● Exercise details: Retype, please, the listing from its opening line through the line that contains "string; titleClass: string;", both included, without the pictures.

● Source material:
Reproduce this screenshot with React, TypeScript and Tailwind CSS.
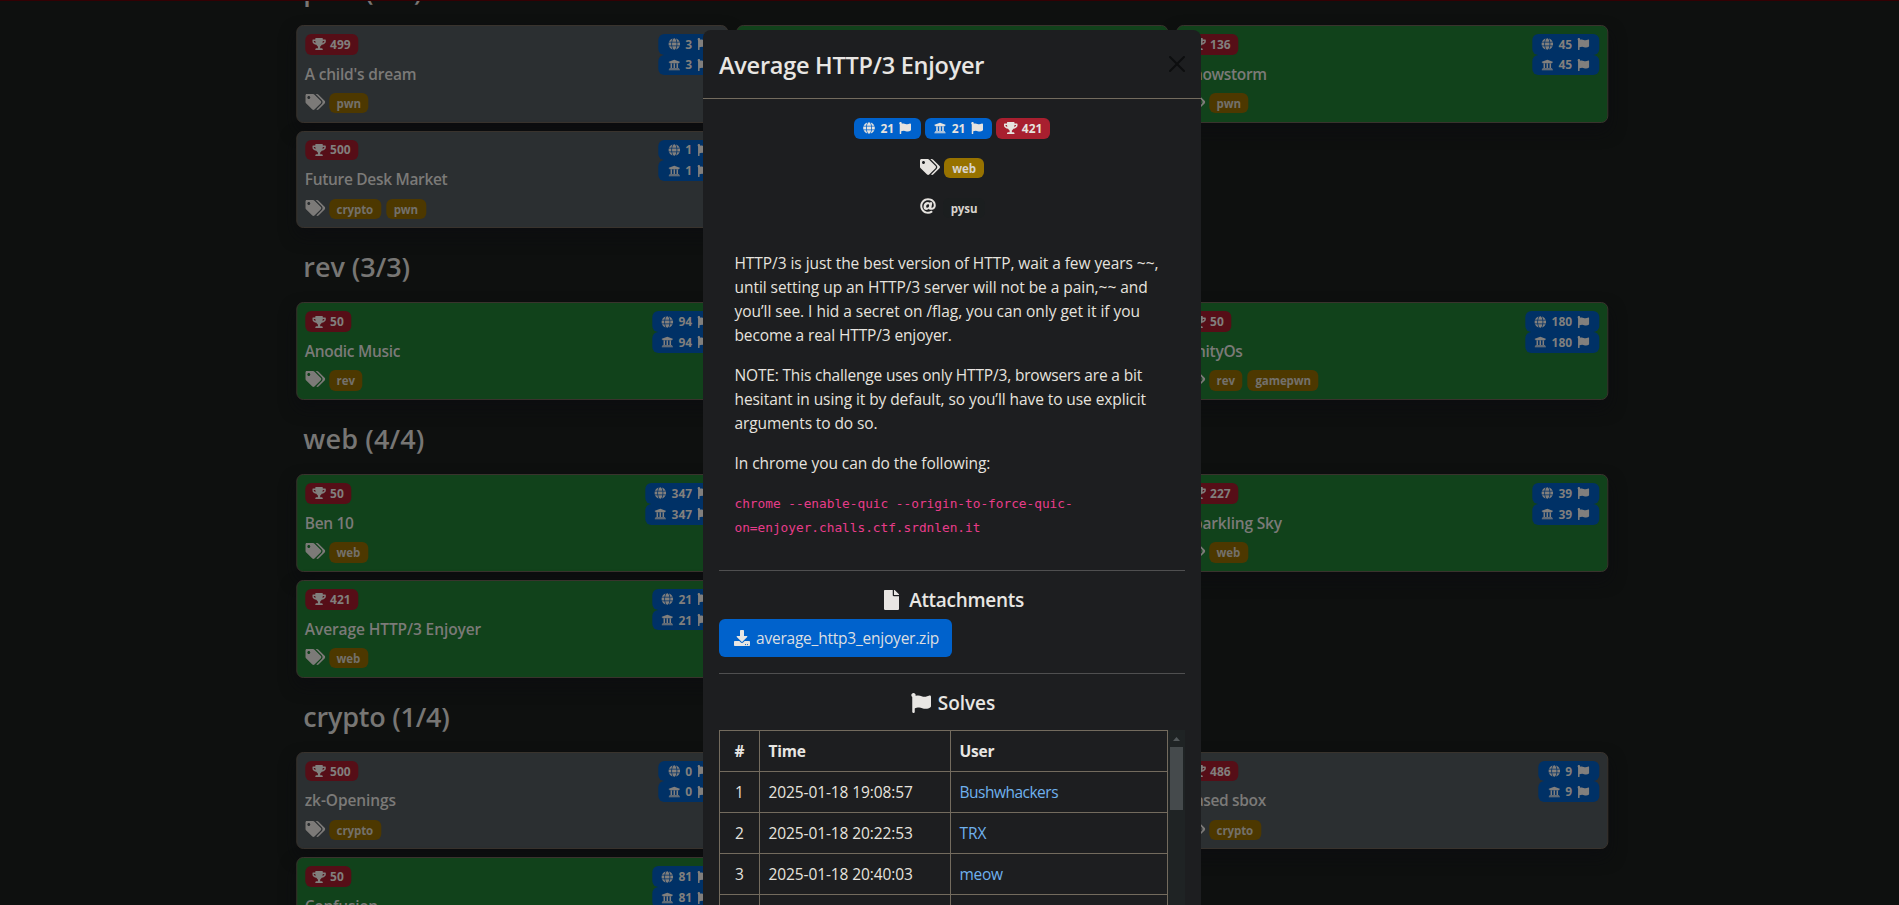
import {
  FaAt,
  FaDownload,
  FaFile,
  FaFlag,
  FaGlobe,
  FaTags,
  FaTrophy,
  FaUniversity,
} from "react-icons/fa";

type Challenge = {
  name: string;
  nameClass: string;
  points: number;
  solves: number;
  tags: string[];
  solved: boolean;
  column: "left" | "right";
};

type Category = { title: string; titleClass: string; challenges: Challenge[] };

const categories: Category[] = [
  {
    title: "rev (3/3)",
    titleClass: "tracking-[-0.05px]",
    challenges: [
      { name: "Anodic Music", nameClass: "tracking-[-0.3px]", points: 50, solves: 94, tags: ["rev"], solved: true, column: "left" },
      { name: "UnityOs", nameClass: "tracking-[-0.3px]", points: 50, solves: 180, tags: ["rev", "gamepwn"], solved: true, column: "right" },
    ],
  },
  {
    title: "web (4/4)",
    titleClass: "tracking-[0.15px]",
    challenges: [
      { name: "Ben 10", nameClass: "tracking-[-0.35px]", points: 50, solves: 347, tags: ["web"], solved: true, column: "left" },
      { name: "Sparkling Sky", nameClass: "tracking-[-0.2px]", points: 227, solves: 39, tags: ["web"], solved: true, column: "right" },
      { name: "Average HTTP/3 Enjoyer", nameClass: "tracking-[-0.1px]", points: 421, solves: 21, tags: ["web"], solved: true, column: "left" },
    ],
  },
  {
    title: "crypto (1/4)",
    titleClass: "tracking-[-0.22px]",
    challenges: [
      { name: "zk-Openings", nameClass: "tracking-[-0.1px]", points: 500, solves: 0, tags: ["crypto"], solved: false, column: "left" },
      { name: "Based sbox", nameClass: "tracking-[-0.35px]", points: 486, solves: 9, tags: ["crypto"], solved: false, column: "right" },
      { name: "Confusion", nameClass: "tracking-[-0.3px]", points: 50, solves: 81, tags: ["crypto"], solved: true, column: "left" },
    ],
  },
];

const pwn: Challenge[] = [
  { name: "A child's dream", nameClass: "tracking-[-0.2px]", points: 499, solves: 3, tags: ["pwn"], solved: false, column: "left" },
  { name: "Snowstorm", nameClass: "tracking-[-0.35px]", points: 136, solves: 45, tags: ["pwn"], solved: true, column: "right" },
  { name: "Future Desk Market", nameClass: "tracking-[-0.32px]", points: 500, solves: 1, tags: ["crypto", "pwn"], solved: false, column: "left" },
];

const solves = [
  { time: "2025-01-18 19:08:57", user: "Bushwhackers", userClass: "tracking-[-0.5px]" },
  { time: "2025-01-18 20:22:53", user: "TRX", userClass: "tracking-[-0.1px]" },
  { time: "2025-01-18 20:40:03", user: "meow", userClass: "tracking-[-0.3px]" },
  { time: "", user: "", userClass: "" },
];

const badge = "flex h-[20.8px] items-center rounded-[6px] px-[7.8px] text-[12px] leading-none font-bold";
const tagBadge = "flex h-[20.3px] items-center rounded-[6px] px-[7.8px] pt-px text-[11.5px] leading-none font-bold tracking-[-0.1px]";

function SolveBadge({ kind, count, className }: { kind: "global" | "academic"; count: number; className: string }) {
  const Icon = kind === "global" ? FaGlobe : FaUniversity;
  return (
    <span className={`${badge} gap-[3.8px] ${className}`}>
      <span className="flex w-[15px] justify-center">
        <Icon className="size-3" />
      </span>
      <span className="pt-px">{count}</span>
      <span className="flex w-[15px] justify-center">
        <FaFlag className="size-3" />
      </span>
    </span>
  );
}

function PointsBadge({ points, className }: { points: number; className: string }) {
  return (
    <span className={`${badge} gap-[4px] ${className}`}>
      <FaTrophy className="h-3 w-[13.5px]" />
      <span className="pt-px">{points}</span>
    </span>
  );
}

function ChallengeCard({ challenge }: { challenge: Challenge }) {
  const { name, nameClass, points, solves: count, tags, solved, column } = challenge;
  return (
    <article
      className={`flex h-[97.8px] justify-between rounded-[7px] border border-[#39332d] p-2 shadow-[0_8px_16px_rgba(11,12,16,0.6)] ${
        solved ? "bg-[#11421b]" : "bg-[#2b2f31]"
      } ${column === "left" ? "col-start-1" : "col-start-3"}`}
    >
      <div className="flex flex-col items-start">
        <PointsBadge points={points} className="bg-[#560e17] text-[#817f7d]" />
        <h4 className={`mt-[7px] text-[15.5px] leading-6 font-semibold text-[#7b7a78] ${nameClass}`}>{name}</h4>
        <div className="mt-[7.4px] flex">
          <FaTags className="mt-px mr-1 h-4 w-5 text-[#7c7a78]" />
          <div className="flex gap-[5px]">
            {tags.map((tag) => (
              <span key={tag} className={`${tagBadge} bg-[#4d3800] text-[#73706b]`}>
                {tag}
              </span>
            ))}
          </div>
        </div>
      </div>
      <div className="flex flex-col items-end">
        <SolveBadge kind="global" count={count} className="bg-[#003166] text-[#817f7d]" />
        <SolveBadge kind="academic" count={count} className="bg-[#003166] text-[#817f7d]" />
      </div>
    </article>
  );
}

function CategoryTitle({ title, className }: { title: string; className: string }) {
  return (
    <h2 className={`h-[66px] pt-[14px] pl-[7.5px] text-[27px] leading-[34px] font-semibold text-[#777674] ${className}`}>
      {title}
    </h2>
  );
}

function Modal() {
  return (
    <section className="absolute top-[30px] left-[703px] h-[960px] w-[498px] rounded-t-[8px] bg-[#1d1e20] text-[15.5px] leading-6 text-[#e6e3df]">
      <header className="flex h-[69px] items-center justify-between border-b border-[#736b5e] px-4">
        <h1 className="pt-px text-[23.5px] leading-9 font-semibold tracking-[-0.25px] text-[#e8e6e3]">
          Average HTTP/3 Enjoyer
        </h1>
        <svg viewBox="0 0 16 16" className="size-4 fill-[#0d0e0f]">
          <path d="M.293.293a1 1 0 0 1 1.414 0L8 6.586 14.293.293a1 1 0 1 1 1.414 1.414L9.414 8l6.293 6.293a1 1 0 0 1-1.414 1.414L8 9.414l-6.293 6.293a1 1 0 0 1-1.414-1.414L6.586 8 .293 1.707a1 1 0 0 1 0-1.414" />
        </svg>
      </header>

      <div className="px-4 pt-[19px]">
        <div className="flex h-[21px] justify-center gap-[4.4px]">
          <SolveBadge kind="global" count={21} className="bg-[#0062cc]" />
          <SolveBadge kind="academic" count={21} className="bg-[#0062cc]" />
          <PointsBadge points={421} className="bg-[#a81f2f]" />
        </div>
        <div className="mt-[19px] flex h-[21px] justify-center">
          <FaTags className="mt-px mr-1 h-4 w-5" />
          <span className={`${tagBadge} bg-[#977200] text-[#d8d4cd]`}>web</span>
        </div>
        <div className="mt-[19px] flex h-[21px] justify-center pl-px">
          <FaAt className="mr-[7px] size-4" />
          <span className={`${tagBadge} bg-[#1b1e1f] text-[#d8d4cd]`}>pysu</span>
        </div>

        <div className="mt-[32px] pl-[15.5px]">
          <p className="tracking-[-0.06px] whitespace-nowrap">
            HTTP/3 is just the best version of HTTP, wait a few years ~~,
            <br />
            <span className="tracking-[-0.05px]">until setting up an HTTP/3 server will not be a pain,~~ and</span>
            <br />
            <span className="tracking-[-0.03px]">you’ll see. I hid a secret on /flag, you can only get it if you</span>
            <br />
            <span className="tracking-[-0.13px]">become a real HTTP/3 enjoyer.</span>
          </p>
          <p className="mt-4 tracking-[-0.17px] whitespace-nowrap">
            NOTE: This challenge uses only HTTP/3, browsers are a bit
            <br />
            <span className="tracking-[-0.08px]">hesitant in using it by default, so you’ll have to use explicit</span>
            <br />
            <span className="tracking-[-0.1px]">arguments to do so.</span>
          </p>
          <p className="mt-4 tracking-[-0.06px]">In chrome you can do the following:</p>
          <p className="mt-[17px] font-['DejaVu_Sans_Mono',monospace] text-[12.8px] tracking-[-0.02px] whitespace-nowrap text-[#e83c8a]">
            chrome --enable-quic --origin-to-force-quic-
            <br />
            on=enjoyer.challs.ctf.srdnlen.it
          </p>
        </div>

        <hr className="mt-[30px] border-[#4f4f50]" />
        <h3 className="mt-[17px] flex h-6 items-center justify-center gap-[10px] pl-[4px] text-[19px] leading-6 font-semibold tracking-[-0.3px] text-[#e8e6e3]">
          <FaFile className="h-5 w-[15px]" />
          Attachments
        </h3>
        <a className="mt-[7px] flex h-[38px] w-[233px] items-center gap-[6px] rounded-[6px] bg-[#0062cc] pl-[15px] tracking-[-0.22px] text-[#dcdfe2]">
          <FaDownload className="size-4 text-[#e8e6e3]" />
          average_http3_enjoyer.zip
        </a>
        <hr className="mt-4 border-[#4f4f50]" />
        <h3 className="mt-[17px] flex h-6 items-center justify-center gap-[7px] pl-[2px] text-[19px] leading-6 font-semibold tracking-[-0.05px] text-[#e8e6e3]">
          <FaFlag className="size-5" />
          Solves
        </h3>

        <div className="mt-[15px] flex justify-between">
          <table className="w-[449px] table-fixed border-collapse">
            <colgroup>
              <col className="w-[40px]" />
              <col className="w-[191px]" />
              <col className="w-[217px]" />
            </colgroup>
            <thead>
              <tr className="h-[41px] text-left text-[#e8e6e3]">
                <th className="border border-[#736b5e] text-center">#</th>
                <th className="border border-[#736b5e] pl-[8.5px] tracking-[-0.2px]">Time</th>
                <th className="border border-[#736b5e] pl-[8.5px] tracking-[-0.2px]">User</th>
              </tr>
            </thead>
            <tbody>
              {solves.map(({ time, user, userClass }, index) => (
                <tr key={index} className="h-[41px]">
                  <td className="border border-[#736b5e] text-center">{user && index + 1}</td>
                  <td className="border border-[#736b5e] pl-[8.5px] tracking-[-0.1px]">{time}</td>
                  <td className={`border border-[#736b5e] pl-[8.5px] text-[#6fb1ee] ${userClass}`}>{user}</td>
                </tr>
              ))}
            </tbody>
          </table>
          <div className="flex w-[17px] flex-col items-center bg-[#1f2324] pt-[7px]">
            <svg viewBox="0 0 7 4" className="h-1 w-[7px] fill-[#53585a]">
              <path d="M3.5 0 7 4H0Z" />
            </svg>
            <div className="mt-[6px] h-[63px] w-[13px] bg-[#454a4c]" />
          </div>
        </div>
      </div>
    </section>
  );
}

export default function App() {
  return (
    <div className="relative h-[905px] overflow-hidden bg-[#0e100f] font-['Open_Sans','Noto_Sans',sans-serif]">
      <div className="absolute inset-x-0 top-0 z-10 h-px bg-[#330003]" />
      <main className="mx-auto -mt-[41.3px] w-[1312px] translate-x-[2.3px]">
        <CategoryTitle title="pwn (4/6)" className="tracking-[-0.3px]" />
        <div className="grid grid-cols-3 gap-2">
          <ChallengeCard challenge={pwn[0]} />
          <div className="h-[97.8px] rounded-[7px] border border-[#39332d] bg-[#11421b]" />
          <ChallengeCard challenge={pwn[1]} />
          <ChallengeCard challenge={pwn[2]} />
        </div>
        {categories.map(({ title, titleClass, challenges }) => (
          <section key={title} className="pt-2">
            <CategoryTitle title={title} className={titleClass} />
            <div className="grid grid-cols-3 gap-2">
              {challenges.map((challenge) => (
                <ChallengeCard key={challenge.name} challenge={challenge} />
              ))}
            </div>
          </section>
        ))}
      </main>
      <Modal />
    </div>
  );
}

● Written reply:
Reproduce this screenshot with React, TypeScript and Tailwind CSS.
import {
  FaAt,
  FaDownload,
  FaFile,
  FaFlag,
  FaGlobe,
  FaTags,
  FaTrophy,
  FaUniversity,
} from "react-icons/fa";

type Challenge = {
  name: string;
  nameClass: string;
  points: number;
  solves: number;
  tags: string[];
  solved: boolean;
  column: "left" | "right";
};

type Category = { title: string; titleClass: string; challenges: Challenge[] };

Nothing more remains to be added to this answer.